THE PROBLEM: Take the listing from its first line through the line that contains "import React from" and please retype those lines exactly, leaving out the pictures.

* start DATA *

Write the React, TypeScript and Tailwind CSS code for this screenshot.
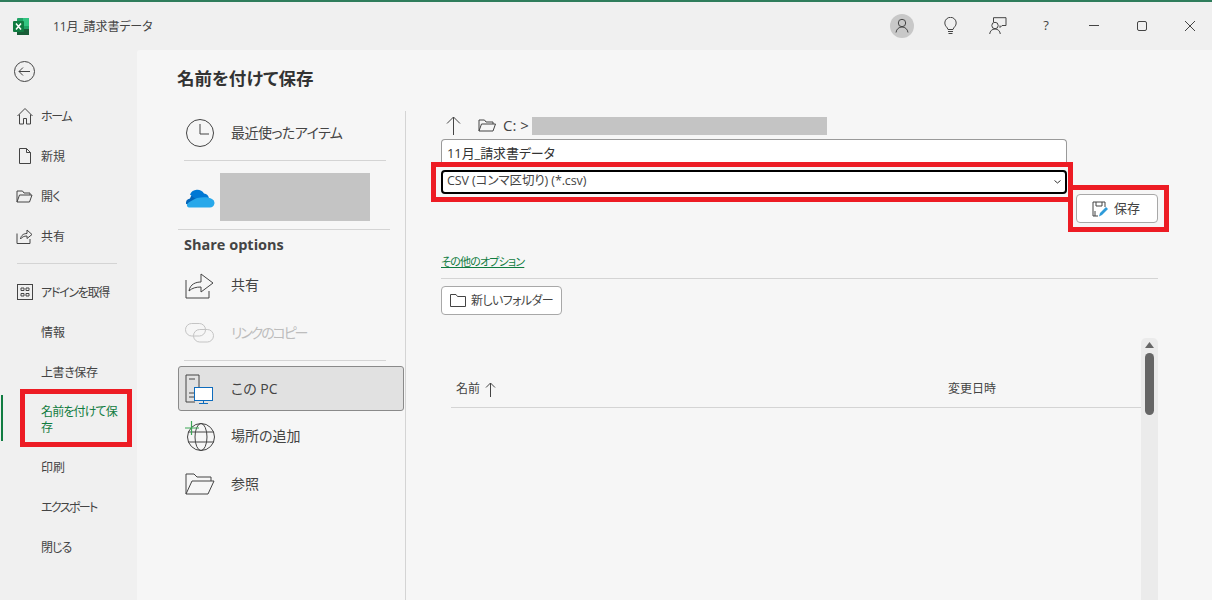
import React from "react";

const S = ({ w, h, children, className }: { w: number; h: number; children: React.ReactNode; className?: string }) => (
  <svg width={w} height={h} viewBox={`0 0 ${w} ${h}`} fill="none" stroke="#444" strokeWidth={1} className={className ?? "shrink-0"}>
    {children}
  </svg>
);

const Excel = () => (
  <svg width="17" height="17" viewBox="0 0 17 17" className="shrink-0">
    <rect x="4" y="0" width="12" height="17" rx="1" fill="#21a366" />
    <rect x="10" y="0" width="6" height="8" fill="#33c481" />
    <rect x="4" y="11" width="12" height="6" fill="#185c37" />
    <rect x="0" y="3" width="11" height="11" rx="1" fill="#107c41" />
    <path d="M3 5.500l5 6M8 5.500l-5 6" stroke="#fff" strokeWidth="1.500" />
  </svg>
);

const nav = {
  home: <S w={18} h={18}><path d="M1.500 9L9 1.500 16.500 9M3.500 7.500V17H7.500V11.500H10.500V17H14.500V7.500" /></S>,
  file: <S w={14} h={16}><path d="M1.500.5H8.500L12.500 4.500V15.500H1.500ZM8.500.5V4.500H12.500" /></S>,
  open: <S w={17} h={13}><path d="M1 12V1H6.500L8 3H14V5M1 12L3.500 5H16L13.500 12Z" /></S>,
  share: <S w={17} h={16}><path d="M1 5.500V15.500H14V11M4.500 11C5 7 8 5.500 11 5.500V2L16 6.500 11 10.500V8C8 8 6 9 4.500 11Z" /></S>,
  addin: <S w={16} h={16}><rect x=".5" y=".5" width="15" height="15" /><path d="M4 4h3v2.500H4zM9 4h3v2.500H9zM4 9.500h3V12H4zM9 9.500h3V12H9z" /></S>,
};

function NavRow({ icon, label, tracking }: { icon?: React.ReactNode; label: string; tracking?: string }) {
  return (
    <div className="flex h-10 items-center">
      <div className="flex w-[41px] shrink-0 items-center justify-center pl-[8px]">{icon}</div>
      <span className={`pt-[2px] text-[12px] text-[#444] ${tracking ?? ""}`}>{label}</span>
    </div>
  );
}

function PlaceRow({ icon, label, className, muted, tracking }: { icon: React.ReactNode; label: string; className?: string; muted?: boolean; tracking?: string }) {
  return (
    <div className={`flex h-11 items-center ${className ?? ""}`}>
      <div className="flex w-[53px] shrink-0 items-center justify-start pl-[7px]">{icon}</div>
      <span className={`-mt-[2px] text-[14px] ${muted ? "text-[#bdbdbd]" : "text-[#444]"} ${tracking ?? ""}`}>{label}</span>
    </div>
  );
}

export default function App() {
  return (
    <div className="relative flex h-[600px] w-[1212px] flex-col overflow-hidden bg-[#f0f0f0] font-['Open_Sans','Noto_Sans_CJK_JP',sans-serif] [font-feature-settings:'palt']">
      {/* window edge */}
      <div className="h-[2px] shrink-0 bg-[#2f7d5c]" />

      {/* title bar */}
      <div className="flex h-[48px] shrink-0 items-center">
        <div className="ml-[13px]"><Excel /></div>
        <span className="ml-[23px] mt-[2px] text-[12px] tracking-[-0.1px] text-[#444]">11月_請求書データ</span>
        <div className="ml-auto -mr-[2px] flex -mt-[1px]">
          <div className="flex h-8 w-12 items-center justify-center">
            <div className="flex h-6 w-6 items-center justify-center rounded-full bg-[#c8c8c8]">
              <S w={14} h={15}><circle cx="7" cy="5" r="3.700" /><path d="M1 14.500C1.500 11 4 9 7 9s5.500 2 6 5.500" /></S>
            </div>
          </div>
          <div className="flex h-8 w-12 items-center justify-center">
            <S w={13} h={18}><path d="M4 12.500C3.500 10 .8 9.500.8 6a5.700 5.700 0 0 1 11.400 0c0 3.500-2.700 4-3.200 6.500ZM4 14.500H9M4.500 16.500H8.500" /></S>
          </div>
          <div className="flex h-8 w-12 items-center justify-center">
            <S w={18} h={18}><path d="M4.500 5V.7H17V8.500H13L11 10.500V8.500" /><circle cx="6" cy="8.500" r="3.200" /><path d="M.7 17C1 14 3 12 6 12s5 2 5.300 5" /></S>
          </div>
          <div className="flex h-8 w-12 items-center justify-center text-[13px] text-[#444]">?</div>
          <div className="flex h-8 w-12 items-center justify-center">
            <S w={10} h={2}><path d="M0 .5H10" /></S>
          </div>
          <div className="flex h-8 w-12 items-center justify-center">
            <S w={10} h={10}><rect x=".5" y=".5" width="9" height="9" rx="1.500" /></S>
          </div>
          <div className="flex h-8 w-12 items-center justify-center">
            <S w={10} h={10}><path d="M0 0L10 10M10 0L0 10" /></S>
          </div>
        </div>
      </div>

      <div className="flex min-h-0 flex-1">
        {/* left nav */}
        <nav className="relative w-[137px] shrink-0">
          <div className="flex h-[46px] items-start pl-[14px] pt-[11px]">
            <S w={21} h={21}>
              <circle cx="10.500" cy="10.500" r="10" />
              <path d="M16 10.500H5M9 6.500L5 10.500 9 14.500" />
            </S>
          </div>
          <div>
            <NavRow icon={nav.home} label="ホーム" tracking="tracking-[-1.300px]" />
            <NavRow icon={nav.file} label="新規" />
            <NavRow icon={nav.open} label="開く" tracking="tracking-[-0.500px]" />
            <NavRow icon={nav.share} label="共有" />
          </div>
          <div className="mx-[17px] mt-[7px] h-px w-[100px] bg-[#d4d4d4]" />
          <div className="mt-[8px]">
            <NavRow icon={nav.addin} label="アドインを取得" tracking="tracking-[-1.300px]" />
            <NavRow label="情報" />
            <NavRow label="上書き保存" tracking="tracking-[-0.400px]" />
          </div>
          <div className="relative flex h-[55px] items-center pl-[41px] pr-[5px]">
            <div className="absolute left-[1px] top-[3px] h-[46px] w-[2px] bg-[#107c41]" />
            <span className="text-[12px] leading-[16px] tracking-[-0.850px] text-[#107c41]">名前を付けて保<br />存</span>
          </div>
          <NavRow label="印刷" />
          <NavRow label="エクスポート" tracking="tracking-[-1.600px]" />
          <NavRow label="閉じる" tracking="tracking-[-1px]" />
        </nav>

        {/* main panel */}
        <main className="flex min-w-0 flex-1 flex-col rounded-tl-[3px] bg-[#f6f6f6]">
          <div className="flex h-[61px] shrink-0 items-start pl-[40px] pt-[15px]">
            <h1 className="text-[17.500px] font-bold leading-[26px] text-[#333]">名前を付けて保存</h1>
          </div>

          <div className="flex min-h-0 flex-1">
            {/* places */}
            <div className="ml-[41px] w-[227px] shrink-0">
              <PlaceRow
                icon={<S w={30} h={30}><circle cx="15" cy="15" r="13.500" /><path d="M15 6V16H24" /></S>}
                label="最近使ったアイテム"
                tracking="tracking-[-0.550px]"
              />
              <div className="ml-[6px] mt-[5px] h-px w-[202px] bg-[#d4d4d4]" />
              <div className="mt-[12px] flex h-12 items-center pl-[7px]">
                <svg width="30" height="20" viewBox="0 0 30 20" className="mt-[3px] shrink-0">
                  <path d="M11 17L18 8a7 7 0 0 0-13 1.500A5 5 0 0 0 1 15Z" fill="#0364b8" />
                  <path d="M5 5.500a8 8 0 0 1 14-1 6 6 0 0 1 5 5H10Z" fill="#0078d4" />
                  <path d="M4 18.500h21a4.500 4.500 0 0 0 2-8.500C24 8 18 8 12 9 9 10 6 12 3 14c-2 2-1 4.500 1 4.500Z" fill="#28a8ea" />
                </svg>
                <div className="ml-[5px] h-12 w-[150px] bg-[#c4c4c4]" />
              </div>
              <div className="mt-[8px] h-px w-[212px] bg-[#d4d4d4]" />
              <div className="ml-[6px] mt-[5px] flex h-5 items-center text-[14.500px] font-bold text-[#444]">Share options</div>
              <PlaceRow
                className="mt-[8px]"
                icon={<S w={29} h={28}><path d="M1 9V27H24V20M4 20C5 13 11 11 16 11V3L28 12 16 21V16C11 16 7 17 4 20Z" /></S>}
                label="共有"
              />
              <PlaceRow
                className="mt-[4px]"
                muted
                tracking="tracking-[-2.100px]"
                icon={
                  <svg width="29" height="20" viewBox="0 0 29 20" fill="none" stroke="#c4c4c4" className="shrink-0">
                    <rect x=".5" y=".5" width="20" height="12.500" rx="6.200" />
                    <rect x="8.500" y="6.500" width="20" height="12.500" rx="6.200" />
                  </svg>
                }
                label="リンクのコピー"
              />
              <div className="ml-[6px] mt-[5px] h-px w-[202px] bg-[#d4d4d4]" />
              <div className="mt-[5px] flex h-[45px] w-[226px] items-center rounded-[3px] border border-[#8a8a8a] bg-[#e1e1e1]">
                <div className="w-[52px] shrink-0 pl-[6px]">
                  <svg width="29" height="30" viewBox="0 0 29 30" fill="none" className="shrink-0">
                    <path d="M10 28H1V1H14V13" stroke="#444" />
                    <path d="M4 5H10M4 19H9M4 23H9" stroke="#444" />
                    <rect x="9.500" y="13.500" width="18" height="13" fill="#fff" stroke="#0f6cbd" />
                    <path d="M18.500 26.500V29M14 29.500H23" stroke="#0f6cbd" />
                  </svg>
                </div>
                <span className="text-[14px] text-[#444]">この PC</span>
              </div>
              <PlaceRow
                className="mt-[3px]"
                icon={
                  <svg width="31" height="30" viewBox="0 0 31 30" fill="none" className="shrink-0">
                    <circle cx="16" cy="16" r="13.500" stroke="#444" />
                    <ellipse cx="16" cy="16" rx="6" ry="13.500" stroke="#444" />
                    <path d="M3 11H29M3 21H29" stroke="#444" />
                    <path d="M6.500 0V14M0 7H14" stroke="#3aa655" strokeWidth="1.200" />
                  </svg>
                }
                label="場所の追加"
              />
              <PlaceRow
                className="mt-[4px]"
                icon={<S w={30} h={22}><path d="M1 21V1H9L12 4H26V8M1 21L7 8H29L23 21Z" /></S>}
                label="参照"
              />
            </div>

            {/* vertical rule */}
            <div className="w-px shrink-0 bg-[#d4d4d4]" />

            {/* save form */}
            <div className="ml-[35px] flex w-[717px] shrink-0 flex-col">
              <div className="flex h-[28px] shrink-0 items-center pl-[5px]">
                <S w={15} h={19}><path d="M7.500 19V1M1 7.500L7.500 1 14 7.500" /></S>
                <div className="ml-[17px]"><S w={18} h={13}><path d="M1 12V1H6.500L8 3H15V5M1 12L3.500 5H17.500L15 12Z" /></S></div>
                <span className="ml-[7px] w-[29px] shrink-0 text-[15px] text-[#444]">C: &gt;</span>
                <div className="mt-[2px] h-[18px] w-[295px] bg-[#c4c4c4]" />
              </div>
              <div className="h-[28px] w-[626px] shrink-0 rounded-t-[4px] border border-b-0 border-[#9a9a9a] bg-white pl-[5px] text-[13px] leading-[26px] tracking-[-0.100px] text-[#333]">11月_請求書データ</div>
              <div className="mt-[3px] flex h-[24px] w-[626px] shrink-0 items-center justify-between rounded-[4px] border-2 border-black bg-white pl-[4px] pr-[4px] text-[12.500px] text-[#444]">
                <span className="-mt-[2px] tracking-[-0.100px]">CSV (コンマ区切り) (*.csv)</span>
                <svg width="7" height="4" viewBox="0 0 7 4" fill="none" stroke="#333"><path d="M.5.500L3.500 3 6.500.500" /></svg>
              </div>
              <div className="flex shrink-0 justify-end">
                <button className="flex h-[29px] w-[82px] items-center justify-center rounded-[4px] border border-[#a8a8a8] bg-white pr-[2px] text-[13px] text-[#444]">
                  <svg width="17" height="16" viewBox="0 0 17 16" fill="none" className="mr-[5px]">
                    <path d="M6 15H1V1H13V6" stroke="#444" />
                    <path d="M4 1V5H10V1M3 15V10" stroke="#444" />
                    <path d="M7 15.500L8 12 14 6 16 8 10 14Z" fill="#2f9bd9" />
                  </svg>
                  保存
                </button>
              </div>
              <a className="mt-[30px] w-fit text-[11px] leading-[18px] tracking-[-0.800px] text-[#107c41] underline">その他のオプション</a>
              <div className="mt-[7px] h-px w-full shrink-0 bg-[#d4d4d4]" />
              <button className="mt-[7px] flex h-[29px] w-[121px] shrink-0 items-center rounded-[4px] border border-[#a8a8a8] bg-white pl-[8px] text-[12px] text-[#444]">
                <S w={16} h={13}><path d="M.5 12.500V.5H6L7.500 2.500H15.500V12.500Z" /></S>
                <span className="ml-[5px] tracking-[-0.600px]">新しいフォルダー</span>
              </button>

              {/* file list */}
              <div className="mt-[23px] flex min-h-0 flex-1">
                <div className="min-w-0 flex-1 pl-[10px]">
                  <div className="mt-[33px] flex h-[37px] items-center border-b border-[#d4d4d4] text-[12px] text-[#444]">
                    <span className="ml-[5px]">名前</span>
                    <div className="ml-[5px]"><S w={11} h={15}><path d="M5.500 15V1M1 5.500L5.500 1 10 5.500" /></S></div>
                    <span className="ml-[452px]">変更日時</span>
                  </div>
                </div>
                <div className="flex w-[17px] shrink-0 flex-col items-center rounded-t-[5px] bg-[#ebebeb] pt-[4px]">
                  <svg width="9" height="6" viewBox="0 0 9 6" className="shrink-0"><path d="M4.500 0L9 6H0Z" fill="#666" /></svg>
                  <div className="mt-[5px] h-[62px] w-[9px] rounded-full bg-[#666]" />
                </div>
              </div>
            </div>
          </div>
        </main>
      </div>

      {/* red annotation frames */}
      <div className="pointer-events-none absolute left-[20px] top-[389px] h-[58px] w-[112px] border-[5px] border-[#ed1c24]" />
      <div className="pointer-events-none absolute left-[431px] top-[162px] h-[40px] w-[642px] border-[5px] border-[#ed1c24]" />
      <div className="pointer-events-none absolute left-[1068px] top-[185px] h-[47px] w-[101px] border-[5px] border-[#ed1c24]" />
    </div>
  );
}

* end DATA *

TASK ANSWER:
Write the React, TypeScript and Tailwind CSS code for this screenshot.
import React from "react";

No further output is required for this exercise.